§ **ENTRIES SHOWN**
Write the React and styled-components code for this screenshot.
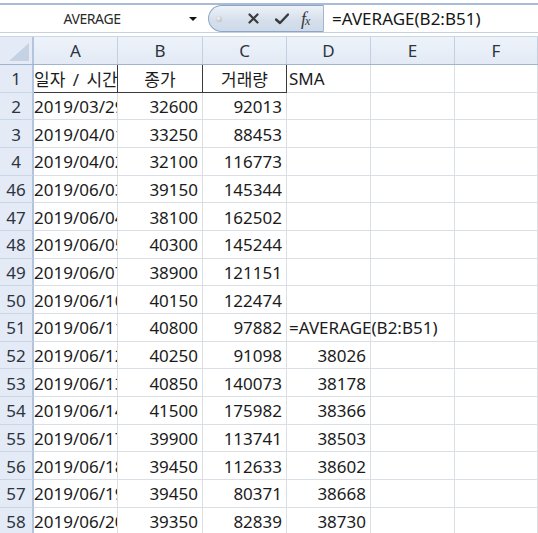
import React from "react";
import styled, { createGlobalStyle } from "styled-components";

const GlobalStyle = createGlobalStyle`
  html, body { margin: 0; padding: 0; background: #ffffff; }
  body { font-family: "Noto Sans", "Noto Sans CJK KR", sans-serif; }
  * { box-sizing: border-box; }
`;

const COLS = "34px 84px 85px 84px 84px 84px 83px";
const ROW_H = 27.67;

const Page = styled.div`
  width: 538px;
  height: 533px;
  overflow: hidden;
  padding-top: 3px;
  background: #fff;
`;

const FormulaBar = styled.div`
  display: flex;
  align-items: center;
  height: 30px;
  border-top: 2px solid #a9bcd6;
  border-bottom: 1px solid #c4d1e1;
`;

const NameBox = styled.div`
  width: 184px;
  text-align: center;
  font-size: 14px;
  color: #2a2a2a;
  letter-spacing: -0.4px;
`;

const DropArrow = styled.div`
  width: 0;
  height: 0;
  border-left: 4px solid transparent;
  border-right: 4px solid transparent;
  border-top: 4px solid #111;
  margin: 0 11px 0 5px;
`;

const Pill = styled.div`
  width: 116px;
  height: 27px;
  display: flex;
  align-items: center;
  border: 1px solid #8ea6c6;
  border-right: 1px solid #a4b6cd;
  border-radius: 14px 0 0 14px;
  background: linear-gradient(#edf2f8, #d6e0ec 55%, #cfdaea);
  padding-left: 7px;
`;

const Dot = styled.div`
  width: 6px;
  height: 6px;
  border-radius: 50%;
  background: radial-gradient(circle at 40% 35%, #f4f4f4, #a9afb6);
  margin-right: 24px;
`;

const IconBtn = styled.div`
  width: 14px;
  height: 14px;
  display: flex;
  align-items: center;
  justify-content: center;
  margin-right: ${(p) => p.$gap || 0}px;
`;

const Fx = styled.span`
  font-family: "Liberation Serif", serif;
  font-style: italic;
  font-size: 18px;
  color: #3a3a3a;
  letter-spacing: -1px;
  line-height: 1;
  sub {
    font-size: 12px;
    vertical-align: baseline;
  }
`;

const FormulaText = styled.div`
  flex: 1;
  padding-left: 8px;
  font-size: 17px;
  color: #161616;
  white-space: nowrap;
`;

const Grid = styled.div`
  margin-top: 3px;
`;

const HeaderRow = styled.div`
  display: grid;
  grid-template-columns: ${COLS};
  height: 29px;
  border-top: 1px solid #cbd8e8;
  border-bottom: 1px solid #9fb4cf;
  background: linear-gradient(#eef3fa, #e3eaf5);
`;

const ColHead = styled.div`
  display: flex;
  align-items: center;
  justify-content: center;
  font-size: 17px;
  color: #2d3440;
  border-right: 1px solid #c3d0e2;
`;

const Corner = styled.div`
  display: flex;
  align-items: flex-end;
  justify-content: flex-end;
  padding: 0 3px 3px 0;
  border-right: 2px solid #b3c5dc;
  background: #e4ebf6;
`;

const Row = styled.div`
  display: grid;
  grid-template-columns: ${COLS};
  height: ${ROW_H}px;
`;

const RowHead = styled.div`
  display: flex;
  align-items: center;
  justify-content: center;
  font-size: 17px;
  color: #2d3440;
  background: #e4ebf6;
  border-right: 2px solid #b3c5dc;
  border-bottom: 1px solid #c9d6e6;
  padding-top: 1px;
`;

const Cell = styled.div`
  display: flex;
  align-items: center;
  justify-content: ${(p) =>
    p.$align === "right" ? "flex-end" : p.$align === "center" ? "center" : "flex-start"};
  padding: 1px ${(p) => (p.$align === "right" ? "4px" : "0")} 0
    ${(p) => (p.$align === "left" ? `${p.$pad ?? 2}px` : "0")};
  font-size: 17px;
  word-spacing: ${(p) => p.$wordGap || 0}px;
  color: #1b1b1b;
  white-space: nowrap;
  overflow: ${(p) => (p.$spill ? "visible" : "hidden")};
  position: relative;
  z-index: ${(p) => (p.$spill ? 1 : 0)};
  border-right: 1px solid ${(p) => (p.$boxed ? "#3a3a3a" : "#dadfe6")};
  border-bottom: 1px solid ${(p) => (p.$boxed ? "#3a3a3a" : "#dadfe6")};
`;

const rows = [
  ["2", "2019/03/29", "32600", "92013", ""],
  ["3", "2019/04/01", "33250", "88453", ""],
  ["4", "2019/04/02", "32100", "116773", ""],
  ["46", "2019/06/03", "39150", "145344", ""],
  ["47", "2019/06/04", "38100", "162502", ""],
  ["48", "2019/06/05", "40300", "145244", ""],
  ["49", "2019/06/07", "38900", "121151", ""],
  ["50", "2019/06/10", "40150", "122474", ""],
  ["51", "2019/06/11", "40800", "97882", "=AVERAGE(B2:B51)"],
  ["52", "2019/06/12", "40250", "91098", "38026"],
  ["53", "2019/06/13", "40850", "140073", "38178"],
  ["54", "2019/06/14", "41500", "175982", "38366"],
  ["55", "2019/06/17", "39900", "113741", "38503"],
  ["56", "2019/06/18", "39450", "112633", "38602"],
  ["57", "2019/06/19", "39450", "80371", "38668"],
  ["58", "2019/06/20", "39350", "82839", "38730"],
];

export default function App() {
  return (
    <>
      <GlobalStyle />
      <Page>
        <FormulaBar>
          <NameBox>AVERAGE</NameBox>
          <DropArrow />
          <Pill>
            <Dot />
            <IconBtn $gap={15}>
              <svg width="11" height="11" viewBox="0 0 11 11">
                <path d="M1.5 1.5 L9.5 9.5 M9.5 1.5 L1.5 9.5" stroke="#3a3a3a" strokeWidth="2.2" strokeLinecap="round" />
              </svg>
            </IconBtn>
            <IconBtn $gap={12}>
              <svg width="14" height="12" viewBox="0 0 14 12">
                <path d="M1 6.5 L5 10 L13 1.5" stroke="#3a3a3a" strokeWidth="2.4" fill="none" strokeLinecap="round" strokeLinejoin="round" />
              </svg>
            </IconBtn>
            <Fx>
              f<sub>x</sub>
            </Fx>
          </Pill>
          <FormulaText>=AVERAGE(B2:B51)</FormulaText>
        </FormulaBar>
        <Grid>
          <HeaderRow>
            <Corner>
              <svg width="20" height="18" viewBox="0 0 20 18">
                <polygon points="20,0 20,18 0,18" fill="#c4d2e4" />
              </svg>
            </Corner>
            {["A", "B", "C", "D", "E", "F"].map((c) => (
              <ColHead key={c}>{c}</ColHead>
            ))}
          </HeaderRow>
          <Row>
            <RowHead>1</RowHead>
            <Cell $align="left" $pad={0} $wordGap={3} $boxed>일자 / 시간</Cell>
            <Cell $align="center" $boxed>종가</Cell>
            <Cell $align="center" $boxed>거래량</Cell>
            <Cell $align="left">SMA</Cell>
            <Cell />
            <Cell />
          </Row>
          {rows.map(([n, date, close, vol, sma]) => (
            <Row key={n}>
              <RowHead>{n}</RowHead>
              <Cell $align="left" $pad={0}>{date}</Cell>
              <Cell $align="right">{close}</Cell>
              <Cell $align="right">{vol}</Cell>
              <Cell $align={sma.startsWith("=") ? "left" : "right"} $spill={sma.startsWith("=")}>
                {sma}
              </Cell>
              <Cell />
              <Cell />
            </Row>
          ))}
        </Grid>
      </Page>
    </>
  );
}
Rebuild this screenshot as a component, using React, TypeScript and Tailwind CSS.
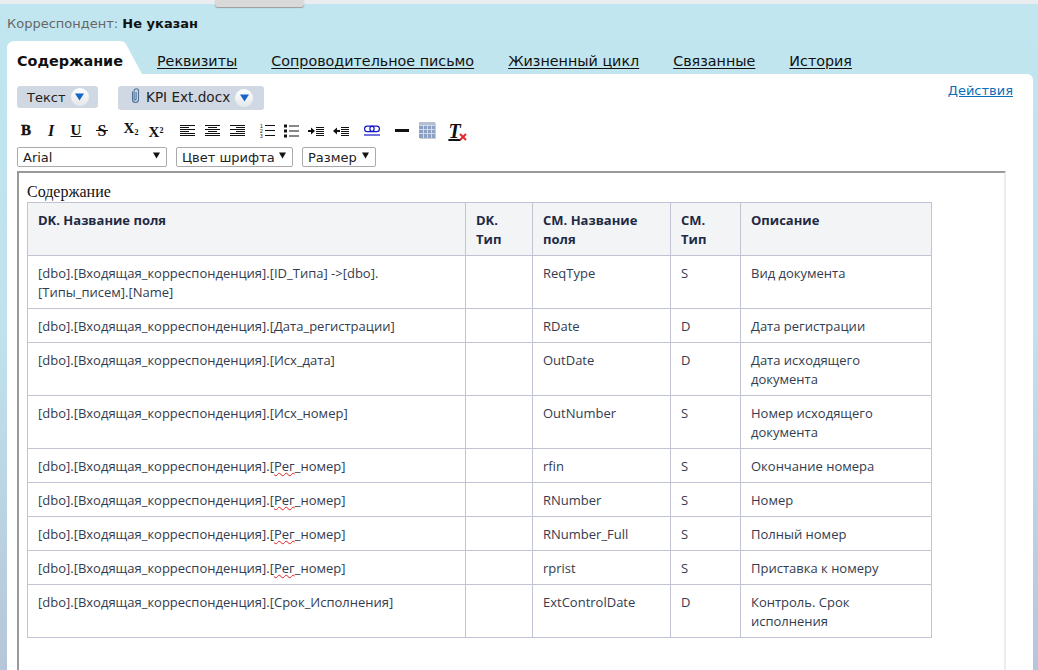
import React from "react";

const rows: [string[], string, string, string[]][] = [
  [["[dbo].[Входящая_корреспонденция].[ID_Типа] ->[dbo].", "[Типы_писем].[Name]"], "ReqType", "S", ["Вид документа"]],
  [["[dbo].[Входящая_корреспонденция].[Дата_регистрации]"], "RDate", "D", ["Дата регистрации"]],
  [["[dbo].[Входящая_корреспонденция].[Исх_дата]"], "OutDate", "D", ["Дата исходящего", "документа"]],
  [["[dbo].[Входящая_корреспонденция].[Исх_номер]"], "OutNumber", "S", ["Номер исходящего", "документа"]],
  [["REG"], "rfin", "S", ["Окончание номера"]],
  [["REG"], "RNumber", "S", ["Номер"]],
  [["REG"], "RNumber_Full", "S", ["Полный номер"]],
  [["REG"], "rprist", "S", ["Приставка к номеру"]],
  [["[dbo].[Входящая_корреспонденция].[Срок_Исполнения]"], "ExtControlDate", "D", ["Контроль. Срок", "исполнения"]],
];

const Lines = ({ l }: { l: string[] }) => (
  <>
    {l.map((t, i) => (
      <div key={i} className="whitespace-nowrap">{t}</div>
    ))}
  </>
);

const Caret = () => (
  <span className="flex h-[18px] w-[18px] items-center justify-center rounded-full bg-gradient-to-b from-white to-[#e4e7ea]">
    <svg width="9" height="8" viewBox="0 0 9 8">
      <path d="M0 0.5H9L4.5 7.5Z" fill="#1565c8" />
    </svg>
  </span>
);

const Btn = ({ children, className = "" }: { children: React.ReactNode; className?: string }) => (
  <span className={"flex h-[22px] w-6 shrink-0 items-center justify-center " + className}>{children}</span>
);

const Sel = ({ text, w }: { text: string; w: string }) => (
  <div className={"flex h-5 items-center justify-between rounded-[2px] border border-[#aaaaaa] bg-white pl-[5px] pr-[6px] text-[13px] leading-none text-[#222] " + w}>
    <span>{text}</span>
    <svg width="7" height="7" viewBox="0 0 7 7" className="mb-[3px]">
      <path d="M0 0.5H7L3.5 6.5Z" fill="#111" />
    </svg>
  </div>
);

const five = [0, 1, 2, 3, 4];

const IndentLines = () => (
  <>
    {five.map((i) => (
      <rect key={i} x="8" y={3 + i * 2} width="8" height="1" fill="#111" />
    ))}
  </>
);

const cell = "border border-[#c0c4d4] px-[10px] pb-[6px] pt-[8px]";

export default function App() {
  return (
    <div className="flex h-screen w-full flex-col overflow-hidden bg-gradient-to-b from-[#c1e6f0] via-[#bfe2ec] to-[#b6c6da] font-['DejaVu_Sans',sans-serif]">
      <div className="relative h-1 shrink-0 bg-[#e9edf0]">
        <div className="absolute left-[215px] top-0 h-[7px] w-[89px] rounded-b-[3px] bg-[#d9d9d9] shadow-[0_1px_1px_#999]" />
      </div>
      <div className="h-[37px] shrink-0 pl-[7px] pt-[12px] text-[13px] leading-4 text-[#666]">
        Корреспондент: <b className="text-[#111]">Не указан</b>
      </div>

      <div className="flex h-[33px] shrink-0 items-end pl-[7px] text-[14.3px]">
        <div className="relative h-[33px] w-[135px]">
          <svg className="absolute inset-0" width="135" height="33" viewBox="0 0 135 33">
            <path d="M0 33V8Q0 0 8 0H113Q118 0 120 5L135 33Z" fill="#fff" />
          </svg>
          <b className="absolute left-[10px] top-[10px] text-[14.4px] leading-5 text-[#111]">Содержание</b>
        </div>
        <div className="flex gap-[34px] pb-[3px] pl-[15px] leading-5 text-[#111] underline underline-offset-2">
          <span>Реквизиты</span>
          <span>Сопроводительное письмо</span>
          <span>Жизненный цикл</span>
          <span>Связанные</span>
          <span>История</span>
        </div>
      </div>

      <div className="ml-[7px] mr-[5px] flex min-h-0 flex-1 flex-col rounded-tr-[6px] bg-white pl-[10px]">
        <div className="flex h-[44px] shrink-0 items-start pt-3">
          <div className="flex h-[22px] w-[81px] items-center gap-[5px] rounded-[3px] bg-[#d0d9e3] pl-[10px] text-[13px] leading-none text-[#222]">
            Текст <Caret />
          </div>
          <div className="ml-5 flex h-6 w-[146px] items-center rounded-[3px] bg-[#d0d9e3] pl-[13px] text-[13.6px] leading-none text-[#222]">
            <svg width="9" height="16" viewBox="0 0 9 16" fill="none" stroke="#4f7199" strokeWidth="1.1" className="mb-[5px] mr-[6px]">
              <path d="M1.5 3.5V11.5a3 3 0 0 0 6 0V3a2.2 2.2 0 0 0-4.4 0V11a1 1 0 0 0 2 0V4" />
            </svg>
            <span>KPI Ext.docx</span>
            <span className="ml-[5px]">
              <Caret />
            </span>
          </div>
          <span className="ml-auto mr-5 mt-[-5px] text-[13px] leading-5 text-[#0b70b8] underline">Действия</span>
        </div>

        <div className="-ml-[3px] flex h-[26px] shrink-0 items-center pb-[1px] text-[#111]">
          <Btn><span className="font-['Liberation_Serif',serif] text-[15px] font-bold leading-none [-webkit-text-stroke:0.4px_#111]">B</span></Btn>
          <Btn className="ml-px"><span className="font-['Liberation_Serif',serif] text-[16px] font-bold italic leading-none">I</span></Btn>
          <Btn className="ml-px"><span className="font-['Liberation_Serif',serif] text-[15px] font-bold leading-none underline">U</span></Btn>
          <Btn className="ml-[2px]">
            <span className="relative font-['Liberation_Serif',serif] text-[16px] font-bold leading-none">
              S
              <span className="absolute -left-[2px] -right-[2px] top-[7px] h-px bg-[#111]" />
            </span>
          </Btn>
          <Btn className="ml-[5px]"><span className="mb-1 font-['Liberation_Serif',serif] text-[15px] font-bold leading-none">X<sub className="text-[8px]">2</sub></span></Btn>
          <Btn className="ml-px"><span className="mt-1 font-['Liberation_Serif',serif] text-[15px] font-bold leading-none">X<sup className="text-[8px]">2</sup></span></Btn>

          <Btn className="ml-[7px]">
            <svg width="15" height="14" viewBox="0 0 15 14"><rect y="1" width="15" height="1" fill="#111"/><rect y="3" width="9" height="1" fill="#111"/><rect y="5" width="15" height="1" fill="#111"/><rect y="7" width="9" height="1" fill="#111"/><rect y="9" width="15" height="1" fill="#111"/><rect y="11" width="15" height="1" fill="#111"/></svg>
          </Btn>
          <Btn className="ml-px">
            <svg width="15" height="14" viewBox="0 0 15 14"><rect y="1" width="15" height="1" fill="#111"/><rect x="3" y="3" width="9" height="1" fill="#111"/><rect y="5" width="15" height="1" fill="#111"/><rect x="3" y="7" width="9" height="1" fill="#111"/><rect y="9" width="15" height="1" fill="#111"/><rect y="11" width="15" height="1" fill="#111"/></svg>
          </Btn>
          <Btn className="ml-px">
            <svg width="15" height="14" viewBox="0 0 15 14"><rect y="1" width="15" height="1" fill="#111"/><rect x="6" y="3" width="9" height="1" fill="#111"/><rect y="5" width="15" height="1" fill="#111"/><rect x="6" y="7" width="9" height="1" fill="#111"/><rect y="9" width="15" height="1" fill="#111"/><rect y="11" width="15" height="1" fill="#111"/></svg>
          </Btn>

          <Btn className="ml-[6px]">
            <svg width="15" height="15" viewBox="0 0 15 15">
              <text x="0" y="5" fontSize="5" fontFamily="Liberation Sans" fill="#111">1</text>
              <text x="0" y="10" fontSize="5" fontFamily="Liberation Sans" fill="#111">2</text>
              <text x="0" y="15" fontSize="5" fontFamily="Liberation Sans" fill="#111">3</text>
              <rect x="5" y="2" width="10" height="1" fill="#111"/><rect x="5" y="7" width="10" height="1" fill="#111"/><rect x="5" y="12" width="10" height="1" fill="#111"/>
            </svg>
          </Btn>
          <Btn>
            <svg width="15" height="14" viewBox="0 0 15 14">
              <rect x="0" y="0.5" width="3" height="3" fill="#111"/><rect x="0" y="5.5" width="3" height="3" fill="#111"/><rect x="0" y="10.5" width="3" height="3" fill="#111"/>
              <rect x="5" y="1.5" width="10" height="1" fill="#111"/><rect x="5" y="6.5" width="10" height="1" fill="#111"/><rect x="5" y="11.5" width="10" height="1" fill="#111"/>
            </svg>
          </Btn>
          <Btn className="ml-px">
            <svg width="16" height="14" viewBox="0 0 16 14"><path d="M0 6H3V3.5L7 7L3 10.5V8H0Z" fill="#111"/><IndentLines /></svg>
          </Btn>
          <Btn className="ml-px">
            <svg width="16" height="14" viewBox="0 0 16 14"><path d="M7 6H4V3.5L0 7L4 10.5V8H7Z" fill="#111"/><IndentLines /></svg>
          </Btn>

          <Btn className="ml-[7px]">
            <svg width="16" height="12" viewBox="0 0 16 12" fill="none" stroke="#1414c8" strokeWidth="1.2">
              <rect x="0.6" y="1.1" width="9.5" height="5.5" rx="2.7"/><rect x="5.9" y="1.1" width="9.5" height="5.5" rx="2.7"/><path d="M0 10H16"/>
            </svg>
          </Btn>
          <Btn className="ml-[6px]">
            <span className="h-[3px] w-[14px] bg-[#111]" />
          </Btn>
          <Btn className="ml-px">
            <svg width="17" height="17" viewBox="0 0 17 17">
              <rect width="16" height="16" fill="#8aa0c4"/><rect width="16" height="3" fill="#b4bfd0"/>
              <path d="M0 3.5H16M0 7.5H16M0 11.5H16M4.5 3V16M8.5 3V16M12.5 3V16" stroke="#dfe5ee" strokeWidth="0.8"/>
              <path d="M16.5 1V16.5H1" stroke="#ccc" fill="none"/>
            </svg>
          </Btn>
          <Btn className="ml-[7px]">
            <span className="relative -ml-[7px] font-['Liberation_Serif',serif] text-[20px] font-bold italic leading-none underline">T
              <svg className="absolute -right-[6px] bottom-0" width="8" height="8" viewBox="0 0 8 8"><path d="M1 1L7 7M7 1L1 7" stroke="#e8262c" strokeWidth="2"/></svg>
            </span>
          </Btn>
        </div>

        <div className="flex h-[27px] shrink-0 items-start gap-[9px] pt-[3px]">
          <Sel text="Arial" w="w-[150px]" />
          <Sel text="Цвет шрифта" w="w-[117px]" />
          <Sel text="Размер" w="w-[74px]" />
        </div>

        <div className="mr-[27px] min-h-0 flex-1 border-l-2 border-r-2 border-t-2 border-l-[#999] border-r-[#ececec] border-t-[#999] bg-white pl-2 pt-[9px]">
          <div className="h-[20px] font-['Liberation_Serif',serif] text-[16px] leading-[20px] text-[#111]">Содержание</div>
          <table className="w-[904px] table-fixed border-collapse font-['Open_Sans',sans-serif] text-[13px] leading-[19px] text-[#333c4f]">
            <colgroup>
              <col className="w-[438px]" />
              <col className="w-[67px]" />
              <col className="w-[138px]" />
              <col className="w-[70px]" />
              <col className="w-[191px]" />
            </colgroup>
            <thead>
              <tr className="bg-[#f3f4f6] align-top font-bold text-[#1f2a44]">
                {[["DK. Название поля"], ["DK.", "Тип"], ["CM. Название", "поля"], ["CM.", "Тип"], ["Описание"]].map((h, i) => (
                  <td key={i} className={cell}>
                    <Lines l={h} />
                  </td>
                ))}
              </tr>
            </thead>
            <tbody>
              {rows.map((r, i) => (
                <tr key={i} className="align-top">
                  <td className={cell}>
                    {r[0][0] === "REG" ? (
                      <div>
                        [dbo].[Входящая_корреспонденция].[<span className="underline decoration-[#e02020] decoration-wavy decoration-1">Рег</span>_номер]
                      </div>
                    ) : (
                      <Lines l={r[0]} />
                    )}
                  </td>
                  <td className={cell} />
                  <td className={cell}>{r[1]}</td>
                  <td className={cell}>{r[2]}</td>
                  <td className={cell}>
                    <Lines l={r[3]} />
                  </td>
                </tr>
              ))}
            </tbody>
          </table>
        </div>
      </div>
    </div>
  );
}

§ **EXERCISE TASK**
Repeat, word for word and with no pictures, only the lines running from the beginning of the data to the line that contains "const ROW_H = 27.67;".

§ **ANSWER IN FULL**
Write the React and styled-components code for this screenshot.
import React from "react";
import styled, { createGlobalStyle } from "styled-components";

const GlobalStyle = createGlobalStyle`
  html, body { margin: 0; padding: 0; background: #ffffff; }
  body { font-family: "Noto Sans", "Noto Sans CJK KR", sans-serif; }
  * { box-sizing: border-box; }
`;

const COLS = "34px 84px 85px 84px 84px 84px 83px";
const ROW_H = 27.67;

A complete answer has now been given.